Croatian Independent Democrats (Hrvatski nezavisni demokrati or HND) was a political party in Croatia.

==History==
Its founders were members of the moderate faction within the Croatian Democratic Union. In 1993, their unofficial leader Josip Manolić, former protégé of President Franjo Tuđman, had been demoted and was becoming increasingly marginalized, while Gojko Šušak, the powerful defense minister and leader of the hardline nationalist faction, was winning Tuđman's favour. Following the rift between the two, Tuđman, in the Spring of 1994, tried to replace Manolić from the position of speaker. Manolić, however, preempted this by convincing a number of HDZ representatives, along with the opposition parties, to support him . Soon, he was joined by the speaker Stjepan Mesić and two of them announced a split from HDZ and the formation of a new party. They accused Tuđman of embracing authoritarianism, extreme nationalism and irredentist policies towards Bosnia and Herzegovina, which was, in their mind, a betrayal of the founding principles of HDZ. From that point onward, HND tried to describe itself as the "genuine" HDZ.

For a while, it looked that HDZ would ultimately lose parliamentary majority, but Tuđman, in the end, managed to keep number of the moderates in line, thus maintaining and later solidifying his grip on power. HND nevertheless managed to replace HDZ governments on local levels, most notably in Zagreb County, an event that would eventually lead to the Zagreb Crisis.

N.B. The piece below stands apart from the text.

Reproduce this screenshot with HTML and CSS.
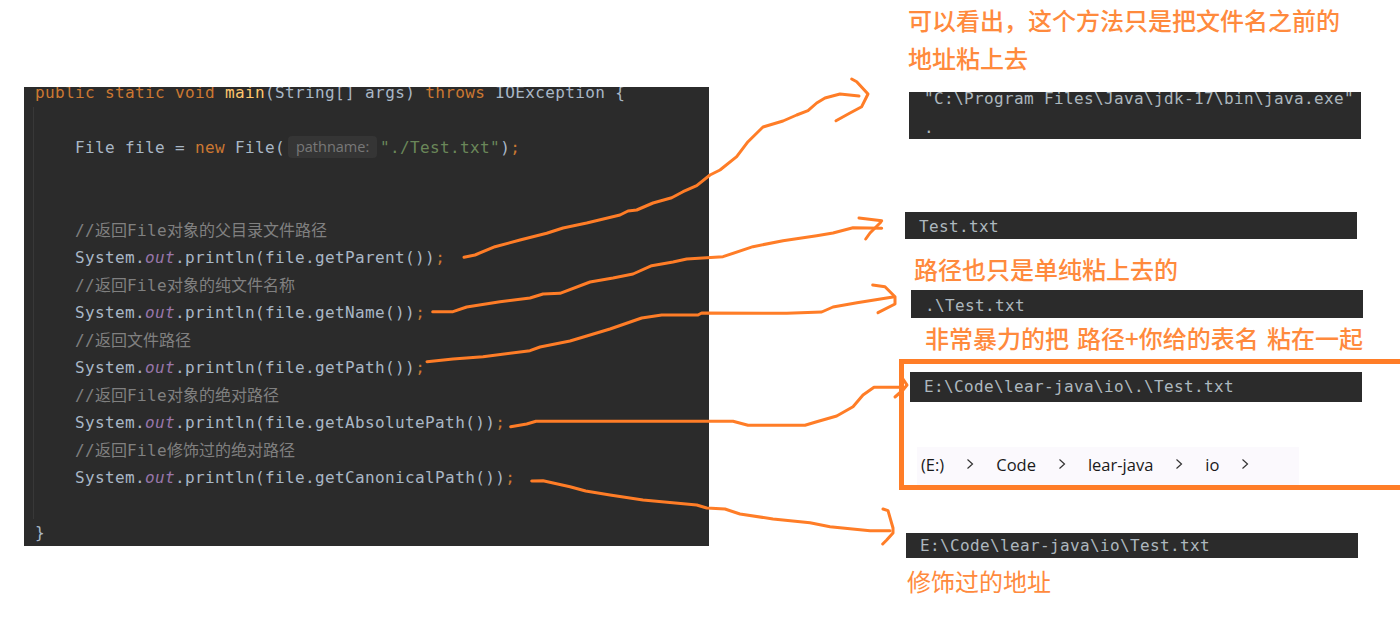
FILE: index.html
```html
<!DOCTYPE html>
<html lang="zh-CN">
<head>
<meta charset="utf-8">
<title>File path methods</title>
<link rel="stylesheet" href="styles.css">
</head>
<body>
<main class="canvas">
  <section class="code">
    <div class="code-inner">
      <div class="line"><span class="kw">public static void</span> <span class="fn">main</span>(String[] args) <span class="kw">throws</span> IOException {</div>
      <div class="method">
        <div class="line"></div>
        <div class="line">File file = <span class="kw">new</span> File(<span class="hint">pathname:</span><span class="str">"./Test.txt"</span>)<span class="kw">;</span></div>
        <div class="line"></div>
        <div class="line"></div>
        <div class="line cm">//<span class="cjk">返回</span>File<span class="cjk">对象的父目录文件路径</span></div>
        <div class="line">System.<span class="field">out</span>.println(file.getParent())<span class="kw">;</span></div>
        <div class="line cm">//<span class="cjk">返回</span>File<span class="cjk">对象的纯文件名称</span></div>
        <div class="line">System.<span class="field">out</span>.println(file.getName())<span class="kw">;</span></div>
        <div class="line cm">//<span class="cjk">返回文件路径</span></div>
        <div class="line">System.<span class="field">out</span>.println(file.getPath())<span class="kw">;</span></div>
        <div class="line cm">//<span class="cjk">返回</span>File<span class="cjk">对象的绝对路径</span></div>
        <div class="line">System.<span class="field">out</span>.println(file.getAbsolutePath())<span class="kw">;</span></div>
        <div class="line cm">//<span class="cjk">返回</span>File<span class="cjk">修饰过的绝对路径</span></div>
        <div class="line">System.<span class="field">out</span>.println(file.getCanonicalPath())<span class="kw">;</span></div>
        <div class="line"></div>
      </div>
      <div class="line">}</div>
    </div>
  </section>

  <p class="note note-a">可以看出，这个方法只是把文件名之前的<br>地址粘上去</p>
  <div class="out out-a"><div class="out-first">"C:\Program Files\Java\jdk-17\bin\java.exe"</div><div class="out-second">.</div></div>
  <div class="out out-b">Test.txt</div>
  <p class="note note-b">路径也只是单纯粘上去的</p>
  <div class="out out-c">.\Test.txt</div>
  <p class="note note-c">非常暴力的把 路径+你给的表名 粘在一起</p>
  <div class="out out-d">E:\Code\lear-java\io\.\Test.txt</div>
  <nav class="crumbs">
    <span class="crumb crumb-drive">(E:)</span>
    <svg class="chev" viewBox="0 0 8 12"><path d="M1.5 1.5 6.5 6l-5 4.5"/></svg>
    <span class="crumb">Code</span>
    <svg class="chev" viewBox="0 0 8 12"><path d="M1.5 1.5 6.5 6l-5 4.5"/></svg>
    <span class="crumb">lear-java</span>
    <svg class="chev" viewBox="0 0 8 12"><path d="M1.5 1.5 6.5 6l-5 4.5"/></svg>
    <span class="crumb">io</span>
    <svg class="chev" viewBox="0 0 8 12"><path d="M1.5 1.5 6.5 6l-5 4.5"/></svg>
  </nav>
  <div class="frame"></div>
  <div class="out out-e">E:\Code\lear-java\io\Test.txt</div>
  <p class="note note-e">修饰过的地址</p>

  <svg class="ink" viewBox="0 0 1400 618">
    <path d="M464 257.3 475 255 495 246.7 520 240 546.7 233.3 563 228 586.7 223 620 215 628 211 636.7 210 653 203 671.7 197.7 683 191.7 696.7 185.7 710 175 720 170 736.7 156.7 748 141.7 763 127 783 121 796.7 115 808 110.7 816.7 103 825 98 840 94 859 96"/>
    <path d="M851.7 79 856.7 81.7 868 94 861.7 106.7 850 113 836 120.7"/>
    <path d="M432.7 311.7 453 311.7 466.7 307 500 301.7 530 298 543 294 560 293.3 590 282 613 278 633 274 651.7 265.7 673 262 686.7 259 706.7 257.7 723 256.7 753 246.7 783 240.7 816.7 235.7 833 233 853 227.7 881.7 228.3"/>
    <path d="M859 218 881.7 220.7 880 223 870 233 865.7 239"/>
    <path d="M427 361.7 453 359 483 356.7 530 350.7 540 347 570 341 586.7 336 610 329 641.7 318 661.7 315 698 315 701.7 313 786.7 313.3 821.7 312 833 307 857 302.7 893 297"/>
    <path d="M872.7 285 885 286.7 895 296.7 895 304 878 312.7"/>
    <path d="M510.7 426.7 526.7 424 536 421.3 733 421.3 748 425.3 805 425.3 816.7 421.7 836.7 416 853 406.7 863 395 874 387.3 903 387.3"/>
    <path d="M903 379 907 385 903 390 895 397"/>
    <path d="M531.7 481 543 480.7 570 486.7 585.7 491 610 495 643 500 696.7 505 706.7 508 725 509 740 514 773 519 810 522.7 830 526.7 870 530.7 890 530.7"/>
    <path d="M883 509 888 510.7 893 528 893 533 886.7 540 882.7 544"/>
  </svg>
</main>
</body>
</html>
```

FILE: styles.css
```css
* { box-sizing: border-box; }
html, body { margin: 0; background: #fff; }
.canvas { position: relative; width: 1400px; height: 618px; overflow: hidden; background: #fff; }

.code, .out {
  font-family: "DejaVu Sans Mono", "Noto Sans CJK SC", monospace;
  font-size: 16px;
  letter-spacing: 0.37px;
  background: #2b2b2b;
  color: #a9b7c6;
}
.code { position: absolute; left: 24px; top: 87px; width: 685px; height: 459px; overflow: hidden; padding-left: 11px; }
.code-inner { margin-top: -8px; }
.line { height: 27.5px; line-height: 27.5px; white-space: pre; }
.method { margin-left: -2px; padding-left: 41px; border-left: 1px solid #383838; height: 412px; }
.kw { color: #cc7832; }
.fn { color: #ffc66d; }
.str { color: #6a8759; }
.field { color: #9876aa; font-style: italic; }
.cm { color: #808080; }
.cjk { font-family: "Noto Sans CJK SC", sans-serif; font-size: 16px; letter-spacing: 0; line-height: 1; }
.hint {
  display: inline-block; width: 89px; height: 22px; line-height: 22px; margin: 0 3px;
  background: #353535; border-radius: 4px; color: #787878; text-align: center;
  font-family: "Open Sans", sans-serif; font-size: 14.5px; letter-spacing: 0;
  vertical-align: 1px;
}

.note {
  position: absolute; margin: 0; color: #ff8a3d; font-weight: 500;
  font-family: "Noto Sans CJK SC", sans-serif; font-size: 24px; line-height: 38px; white-space: nowrap;
}
.note-a { left: 908px; top: 1px; }
.note-b { left: 914px; top: 250px; }
.note-c { left: 925px; top: 319px; word-spacing: 2.7px; }
.note-e { left: 907px; top: 562px; font-weight: 400; }

.out { position: absolute; width: 452px; padding-left: 14px; color: #adb8bf; white-space: pre; line-height: 1; display: flex; align-items: center; }
.out-a { left: 909px; top: 92px; height: 47px; padding-left: 15px; display: block; }
.out-first { line-height: 14px; }
.out-second { line-height: 16px; margin-top: 14px; }
.out-b { left: 905px; top: 212px; height: 27px; padding-top: 2px; }
.out-c { left: 911px; top: 290px; height: 28px; padding-top: 3px; }
.out-d { left: 910px; top: 372px; height: 30px; }
.out-e { left: 906px; top: 533px; height: 25px; }

.frame { position: absolute; left: 899px; top: 359px; width: 520px; height: 131px; border: 5px solid #ff7d27; }

.crumbs {
  position: absolute; left: 917px; top: 447px; width: 382px; height: 40px;
  background: #fbf9fd; color: #1a1a1a; display: flex; align-items: center;
  font-family: "Open Sans", sans-serif; font-size: 16.5px; padding: 0 0 6px 4px;
}
.crumb-drive { margin-right: 19px; }
.chev { width: 8px; height: 12px; margin-right: 22px; }
.chev path { fill: none; stroke: #333; stroke-width: 1.2; }
.crumb { margin-right: 22px; }

.ink { position: absolute; left: 0; top: 0; width: 1400px; height: 618px; pointer-events: none; }
.ink path { fill: none; stroke: #ff7d27; stroke-width: 3; stroke-linecap: round; stroke-linejoin: round; }
```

In the 1995 parliamentary elections, the HND received 3.0% of the vote. It became apparent that HND did not attract many HDZ voters, while those already opposed to Tuđman overwhelmingly preferred the established opposition parties. As a result, HND failed to enter the Sabor. This led Mesić to leave the party and join the Croatian People's Party, while Manolić began to try mending ties with HDZ. As a result, HND became marginalized and ceased to exist.